Limiting the number of bags you carry on a trip is a very useful tip. Ignoring that very tip caused me a Rs. 75000 headache. When you have two bags dangling from your shoulders, getting hurriedly off a bus to Mangalore driven by a manic homicidal driver may result in you not quite noticing that you are missing one. As it happened to me. That particular bag contained my camera, along with a new lens I had recently acquired all totally worth about Rs 75000.
After I, along with Subbu, Bhayak, Tho and Goobe, got off the bus, Goobe points out that I am missing a bag. My camera bag. By then the bus had already left. After the initial minute of panic, me and Subbu hail an auto and head to the bus stand where all the private buses halt. We reached there and began to hunt for the bus. Fortunately, Bhayak still had the ticket stub. The bus belonged to an agency called Deacent travels.
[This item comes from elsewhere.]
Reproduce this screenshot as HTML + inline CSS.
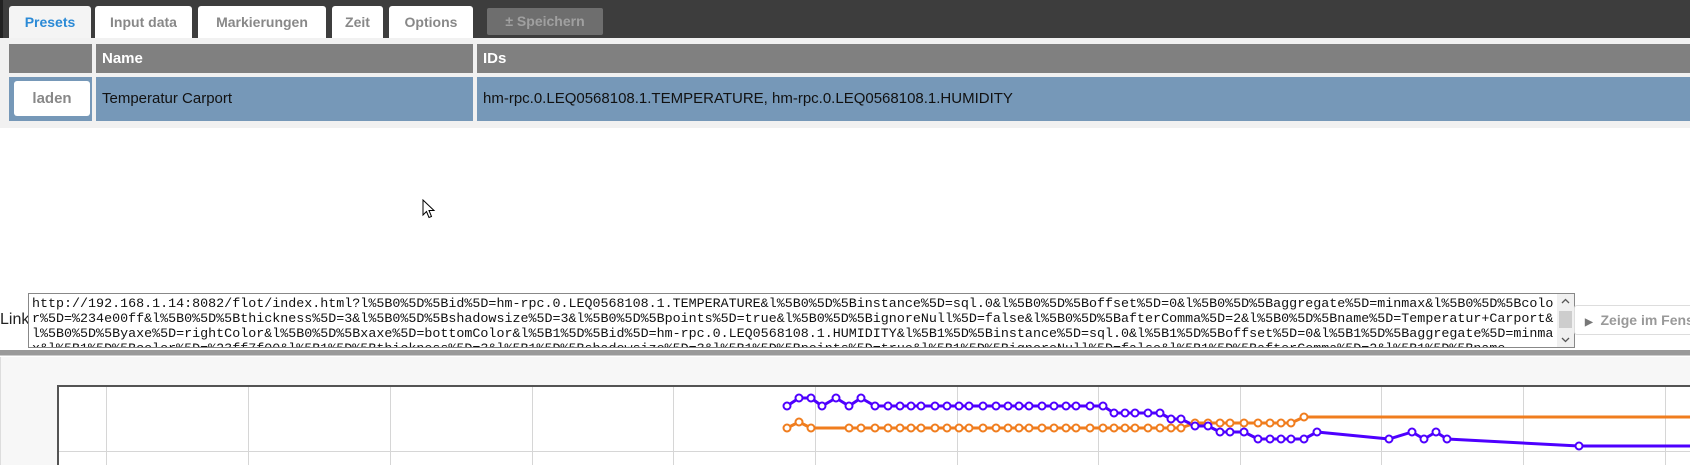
<!DOCTYPE html>
<html><head><meta charset="utf-8"><style>
*{margin:0;padding:0;box-sizing:border-box}
body{width:1690px;height:465px;overflow:hidden;background:#fff;font-family:"Liberation Sans",Arial,sans-serif;position:relative}
.a{position:absolute}
.top{left:0;top:0;width:1690px;height:38px;background:#3d3d3d;border-left:3px solid #222}
.tab{top:6px;height:35px;background:#fff;color:#888;font-weight:bold;font-size:14px;text-align:center;line-height:33px;border-radius:3px 3px 0 0}
.panel{left:0;top:38px;width:1690px;height:90px;background:#f1f1f1}
.hd{top:44px;height:29px;background:#808080;color:#fff;font-weight:bold;font-size:15px;line-height:29px;padding-left:6px}
.rw{top:77px;height:44px;background:#7698b8;color:#111;font-size:15px;line-height:44px;padding-left:6px}
pre{font-family:"Liberation Mono","Courier New",monospace;font-size:13.35px;line-height:15px;color:#111}
</style></head><body>
<div class="a top"></div>
<div class="a tab" style="left:9px;width:82px;background:#f4f4f4;color:#2b8ad6">Presets</div>
<div class="a tab" style="left:95px;width:97px">Input data</div>
<div class="a tab" style="left:198px;width:128px">Markierungen</div>
<div class="a tab" style="left:332px;width:51px">Zeit</div>
<div class="a tab" style="left:389px;width:84px">Options</div>
<div class="a" style="left:487px;top:8px;width:116px;height:27px;background:#6e6e6e;border-radius:2px;color:#a0a0a0;font-weight:bold;font-size:14px;line-height:27px;text-align:center">± Speichern</div>
<div class="a panel"></div>
<div class="a hd" style="left:9px;width:83px"></div>
<div class="a hd" style="left:96px;width:377px">Name</div>
<div class="a hd" style="left:477px;width:1213px">IDs</div>
<div class="a rw" style="left:9px;width:83px"></div>
<div class="a" style="left:14px;top:81px;width:76px;height:35px;background:#fff;border-radius:3px;color:#888;font-weight:bold;font-size:15px;line-height:35px;text-align:center">laden</div>
<div class="a rw" style="left:96px;width:377px">Temperatur Carport</div>
<div class="a rw" style="left:477px;width:1213px">hm-rpc.0.LEQ0568108.1.TEMPERATURE, hm-rpc.0.LEQ0568108.1.HUMIDITY</div>
<svg class="a" style="left:422px;top:199px" width="14" height="22" viewBox="0 0 14 22"><path d="M1 1 L1 16 L4.5 12.5 L7 18.5 L9.5 17.5 L7 11.5 L12 11.5 Z" fill="#fff" stroke="#000" stroke-width="1"/></svg>
<div class="a" style="left:0;top:311px;font-size:16px;color:#222">Link</div>
<div class="a" style="left:28px;top:293px;width:1547px;height:55px;border:1px solid #888;background:#fff;overflow:hidden;padding:3px 0 0 3px">
<pre>http://192.168.1.14:8082/flot/index.html?l%5B0%5D%5Bid%5D=hm-rpc.0.LEQ0568108.1.TEMPERATURE&amp;l%5B0%5D%5Binstance%5D=sql.0&amp;l%5B0%5D%5Boffset%5D=0&amp;l%5B0%5D%5Baggregate%5D=minmax&amp;l%5B0%5D%5Bcolo
r%5D=%234e00ff&amp;l%5B0%5D%5Bthickness%5D=3&amp;l%5B0%5D%5Bshadowsize%5D=3&amp;l%5B0%5D%5Bpoints%5D=true&amp;l%5B0%5D%5BignoreNull%5D=false&amp;l%5B0%5D%5BafterComma%5D=2&amp;l%5B0%5D%5Bname%5D=Temperatur+Carport&amp;
l%5B0%5D%5Byaxe%5D=rightColor&amp;l%5B0%5D%5Bxaxe%5D=bottomColor&amp;l%5B1%5D%5Bid%5D=hm-rpc.0.LEQ0568108.1.HUMIDITY&amp;l%5B1%5D%5Binstance%5D=sql.0&amp;l%5B1%5D%5Boffset%5D=0&amp;l%5B1%5D%5Baggregate%5D=minma
x&amp;l%5B1%5D%5Bcolor%5D=%23ff7f00&amp;l%5B1%5D%5Bthickness%5D=3&amp;l%5B1%5D%5Bshadowsize%5D=3&amp;l%5B1%5D%5Bpoints%5D=true&amp;l%5B1%5D%5BignoreNull%5D=false&amp;l%5B1%5D%5BafterComma%5D=2&amp;l%5B1%5D%5Bname</pre>
<div class="a" style="right:0;top:0;width:17px;height:53px;background:#f0f0f0"><div class="a" style="left:2px;top:17px;width:13px;height:17px;background:#cdcdcd"></div><svg class="a" style="left:3px;top:3px" width="11" height="8"><path d="M2 6 L5.5 2.5 L9 6" fill="none" stroke="#555" stroke-width="1.3"/></svg><svg class="a" style="left:3px;top:42px" width="11" height="8"><path d="M2 2 L5.5 5.5 L9 2" fill="none" stroke="#555" stroke-width="1.3"/></svg></div>
</div>
<div class="a" style="left:1574px;top:305px;width:130px;height:30px;border:1px solid #ddd;border-radius:3px;background:#fff;color:#999;font-weight:bold;font-size:14px;line-height:28px;padding-left:10px;white-space:nowrap"><span style="font-size:10px;color:#777">▶</span>&nbsp; Zeige im Fenster</div>
<div class="a" style="left:0;top:350px;width:1690px;height:6px;background:#9a9a9a;border-bottom:1px solid #ccc"></div>
<div class="a" style="left:0;top:357px;width:1690px;height:108px;background:#f7f7f7;border-left:1px solid #ddd"></div>
<svg class="a" style="left:0;top:0" width="1690" height="465">
<rect x="57" y="385" width="1640" height="90" fill="#fff"/>
<g stroke="#d6d6d6" stroke-width="1">
<line x1="57" y1="451.5" x2="1690" y2="451.5"/>
<line x1="106.5" y1="385" x2="106.5" y2="465"/><line x1="248.5" y1="385" x2="248.5" y2="465"/><line x1="390.5" y1="385" x2="390.5" y2="465"/><line x1="532.5" y1="385" x2="532.5" y2="465"/><line x1="673.5" y1="385" x2="673.5" y2="465"/><line x1="815.5" y1="385" x2="815.5" y2="465"/><line x1="957.5" y1="385" x2="957.5" y2="465"/><line x1="1098.5" y1="385" x2="1098.5" y2="465"/><line x1="1240.5" y1="385" x2="1240.5" y2="465"/><line x1="1381.5" y1="385" x2="1381.5" y2="465"/><line x1="1523.5" y1="385" x2="1523.5" y2="465"/><line x1="1665.5" y1="385" x2="1665.5" y2="465"/>
</g>
<path d="M58 465 V386 H1690" fill="none" stroke="#545454" stroke-width="2"/>
<g fill="none" stroke-width="3" stroke-linejoin="round">
<polyline stroke="#f07d1e" points="787,428 799,422 811,428 849,428 861,428 875,428 888,428 900,428 911,428 921,428 935,428 947,428 959,428 969,428 983,428 996,428 1008,428 1019,428 1029,428 1042,428 1054,428 1066,428 1076,428 1090,428 1103,428 1114,428 1125,428 1135,428 1148,428 1160,428 1171,428 1181,428 1195,423 1208,423 1220,423 1230,423 1244,423 1258,423 1270,423 1281,423 1291,423 1304,417 1690,417"/>
<polyline stroke="#4e00ff" points="787,406 799,398 811,398 822,406 836,398 849,406 861,398 875,406 888,406 900,406 911,406 921,406 935,406 947,406 959,406 969,406 983,406 996,406 1008,406 1019,406 1029,406 1042,406 1054,406 1066,406 1076,406 1090,406 1103,406 1114,413 1125,413 1135,413 1148,413 1160,413 1171,419 1181,419 1195,426 1208,426 1220,432 1230,432 1244,432 1258,439 1270,439 1281,439 1291,439 1304,439 1317,432 1389,439 1412,432 1424,439 1436,432 1447,439 1579,446 1690,446"/>
</g>
<g fill="#fff" stroke="#f07d1e" stroke-width="2">
<circle cx="787" cy="428" r="3.5"/><circle cx="799" cy="422" r="3.5"/><circle cx="811" cy="428" r="3.5"/><circle cx="849" cy="428" r="3.5"/><circle cx="861" cy="428" r="3.5"/><circle cx="875" cy="428" r="3.5"/><circle cx="888" cy="428" r="3.5"/><circle cx="900" cy="428" r="3.5"/><circle cx="911" cy="428" r="3.5"/><circle cx="921" cy="428" r="3.5"/><circle cx="935" cy="428" r="3.5"/><circle cx="947" cy="428" r="3.5"/><circle cx="959" cy="428" r="3.5"/><circle cx="969" cy="428" r="3.5"/><circle cx="983" cy="428" r="3.5"/><circle cx="996" cy="428" r="3.5"/><circle cx="1008" cy="428" r="3.5"/><circle cx="1019" cy="428" r="3.5"/><circle cx="1029" cy="428" r="3.5"/><circle cx="1042" cy="428" r="3.5"/><circle cx="1054" cy="428" r="3.5"/><circle cx="1066" cy="428" r="3.5"/><circle cx="1076" cy="428" r="3.5"/><circle cx="1090" cy="428" r="3.5"/><circle cx="1103" cy="428" r="3.5"/><circle cx="1114" cy="428" r="3.5"/><circle cx="1125" cy="428" r="3.5"/><circle cx="1135" cy="428" r="3.5"/><circle cx="1148" cy="428" r="3.5"/><circle cx="1160" cy="428" r="3.5"/><circle cx="1171" cy="428" r="3.5"/><circle cx="1181" cy="428" r="3.5"/><circle cx="1195" cy="423" r="3.5"/><circle cx="1208" cy="423" r="3.5"/><circle cx="1220" cy="423" r="3.5"/><circle cx="1230" cy="423" r="3.5"/><circle cx="1244" cy="423" r="3.5"/><circle cx="1258" cy="423" r="3.5"/><circle cx="1270" cy="423" r="3.5"/><circle cx="1281" cy="423" r="3.5"/><circle cx="1291" cy="423" r="3.5"/><circle cx="1304" cy="417" r="3.5"/>
</g>
<g fill="#fff" stroke="#4e00ff" stroke-width="2">
<circle cx="787" cy="406" r="3.5"/><circle cx="799" cy="398" r="3.5"/><circle cx="811" cy="398" r="3.5"/><circle cx="822" cy="406" r="3.5"/><circle cx="836" cy="398" r="3.5"/><circle cx="849" cy="406" r="3.5"/><circle cx="861" cy="398" r="3.5"/><circle cx="875" cy="406" r="3.5"/><circle cx="888" cy="406" r="3.5"/><circle cx="900" cy="406" r="3.5"/><circle cx="911" cy="406" r="3.5"/><circle cx="921" cy="406" r="3.5"/><circle cx="935" cy="406" r="3.5"/><circle cx="947" cy="406" r="3.5"/><circle cx="959" cy="406" r="3.5"/><circle cx="969" cy="406" r="3.5"/><circle cx="983" cy="406" r="3.5"/><circle cx="996" cy="406" r="3.5"/><circle cx="1008" cy="406" r="3.5"/><circle cx="1019" cy="406" r="3.5"/><circle cx="1029" cy="406" r="3.5"/><circle cx="1042" cy="406" r="3.5"/><circle cx="1054" cy="406" r="3.5"/><circle cx="1066" cy="406" r="3.5"/><circle cx="1076" cy="406" r="3.5"/><circle cx="1090" cy="406" r="3.5"/><circle cx="1103" cy="406" r="3.5"/><circle cx="1114" cy="413" r="3.5"/><circle cx="1125" cy="413" r="3.5"/><circle cx="1135" cy="413" r="3.5"/><circle cx="1148" cy="413" r="3.5"/><circle cx="1160" cy="413" r="3.5"/><circle cx="1171" cy="419" r="3.5"/><circle cx="1181" cy="419" r="3.5"/><circle cx="1195" cy="426" r="3.5"/><circle cx="1208" cy="426" r="3.5"/><circle cx="1220" cy="432" r="3.5"/><circle cx="1230" cy="432" r="3.5"/><circle cx="1244" cy="432" r="3.5"/><circle cx="1258" cy="439" r="3.5"/><circle cx="1270" cy="439" r="3.5"/><circle cx="1281" cy="439" r="3.5"/><circle cx="1291" cy="439" r="3.5"/><circle cx="1304" cy="439" r="3.5"/><circle cx="1317" cy="432" r="3.5"/><circle cx="1389" cy="439" r="3.5"/><circle cx="1412" cy="432" r="3.5"/><circle cx="1424" cy="439" r="3.5"/><circle cx="1436" cy="432" r="3.5"/><circle cx="1447" cy="439" r="3.5"/><circle cx="1579" cy="446" r="3.5"/>
</g>
</svg>
</body></html>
We asked around the bus stand for the bus, but none knew where it was. It was certainly not in the bus stand. One fellow helpfully pointed out that if we could track down the phone number of the owner of the travels, we could find out where the bus was parked for the night to refuel. Also since the time was 9:30 pm, this would the last trip and the bus would still be in Mangalore. That gave us hope.
A little more asking around told us that the bus probably was headed in the direction of Pumpwell. At this point, me and Goobe head off to the police station to see if the police could track down the number of the agency. While Tho, Bhayak and Subbu jump into an auto and head in the direction of Pumpwell with no clue as to how to find the bus. Also a point to note, doing business with stoned auto drivers is not a good idea.
Me and Goobe arrive at the police station and file a report saying that I had lost my camera and the police set about trying to locate that illusive phone number. I actually recorded our entire conversation with the police on my phone just in case they tried something funny. But the were decent, almost to a fault. In the meanwhile, roaming from petrol bunk to petrol bunk, were Subbu, Tho and Bhayak. Tracking down the bus proved fruitless.
At this point Bhayak has a plan. When we studied in college, we usually booked tickets home from a travel agent in Surathkal named Santosh. Bhayak acquired his number through a friend in college and called him up. Santosh, we wonder at his contacts, called back with the number for the travel agency. The boys give him a call. The bus was parked at a petrol bunk in Kattara Chowki. They hurry over only to see the driver and conductor going through my bag. Subbu immediately runs over and claims the bag. The bag was dropped by my friend he says. They found it while cleaning they say. They hand over the bag while asking what it was and how much it was worth. Subbu artfully evades saying that it was his friend's and he didn't know. They hoped into the auto and called me to tell me that they had found my camera intact.
After withdrawing the report filed at the police station, me and Goobe arrive at the bus stand where we were to catch the bus back to Bangalore. As it so happened, we were to head back to Bangalore that very night by the 11 pm bus. We arrived at the bus stand at 10:45 pm. The whole ordeal had lasted only one and half hours. But this will be remembered for a life-time. Forgetting it may prove very expensive. A very grateful thanks to, in no particular order, Goobe, Tho, Subbu and Bhayak.
All things considered, it was a brilliant close to what could have been a disastrous weekend. Then again, as Bhayak put it, if we had ended up at Liquid Lounge as was originally planned, it would have resulted in us not remembering anything at all.